Listen to me read this here — and my apologies for the shoddy audio quality — I don’t have my microphone with me on this trip, and so I’ve been making do with what I have:


I am here, in Taiwan, with the rain pounding its lead fists on the tin roof and the blankets pulled up to my chin for fear of mosquitos. I’ll be here for another week, and then I’ll be back in San Francisco. Thus far in Taiwan I’ve done things such as eaten at family feasts, sat at a mountainside café and journaled, spent time with a reader-and-friend, and wandered the aisles of a fruit stall while trying to surreptitiously photograph the enormous oranges. These things I’ve chronicled with the #esmeintaiwan hashtag on Instagram, where I’ve been placing these photographs. (Feel free to follow me for more as I snap them.)

Something that I noticed during the process of sharing these photographs is the reaction they created not only in faraway readers and followers, but also in my close family and friends. “You look like you’re having such a great time,” they’d say. “Keep it up!” And in the meantime, I’d feel the urge to grimace a bit, because I’ve been largely emotionally drained and physically under stress. I spend most of my days here in bed, actually; and though I’m deeply grateful to be here, and so glad that I’ve had the opportunities that I’ve had to spend time with my extended family, there is so much that isn’t put on Instagram. There is so much that goes unsaid.

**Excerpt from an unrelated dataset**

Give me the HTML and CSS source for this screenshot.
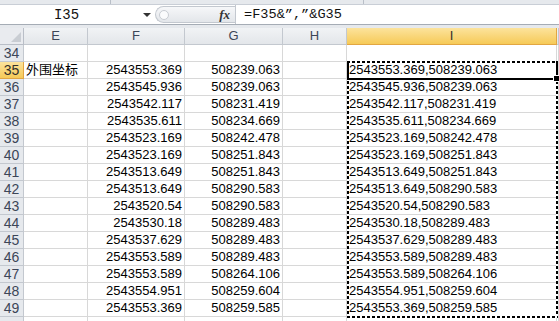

Which brought me to the idea of Radical Sincerity, and how it exists for me in Instagram — how it exists for anyone who believes in authenticity in social media. Few want to post unflattering photographs or pictures of their messy kitchen. Better to carefully arrange the brunch table so that it looks just so. I understand that impulse.

taiwan pingtung street

asian girl at piano

chinese feast

Because Instagram, and any form of image-sharing, involves a degree of the impulse toward beauty. As an aesthete, I care greatly about the composition of my photographs. I care about the way the grain works or doesn’t work. I care about the level of contrast. I like filters that mimic analog photography.

One method that I’ve found for infusing my images with Radical Sincerity includes narrating events in the captions on Instagram. The above meal was beautiful — the Lunar New Year’s Eve feast at lunch, cooked by my aunt — and yet I couldn’t eat more than three or four of the dishes for fear of gluten contamination. When everyone went out that evening for dinner, I stayed at home due to fatigue and discomfort, listening to the firecrackers pop wildly through the streets.

large house in taiwan

I do believe in Radical Sincerity as a touchstone in what I do. Sometimes that looks like putting up an image of myself sick in bed; other times it looks like putting up a flattering photograph of myself, vibrant and healthy, because my authentic self looks the way that I think it does in my mind. I’m learning how to do it my way, and I share this because I know that I’m not the only one who thinks about authenticity in Instagram, or any other platform in which we put up versions of ourselves.

The brilliant Dyana Valentine commented, “I see you. And am honored you show many phases and parts of yourself and your stories.”

This, I think, is what I’m trying to get at. We can never have the whole of one another, and especially not digitally. What we can have are phases and parts of what we choose to share, and I choose to share a life that, I hope, echoes the one that I truly live.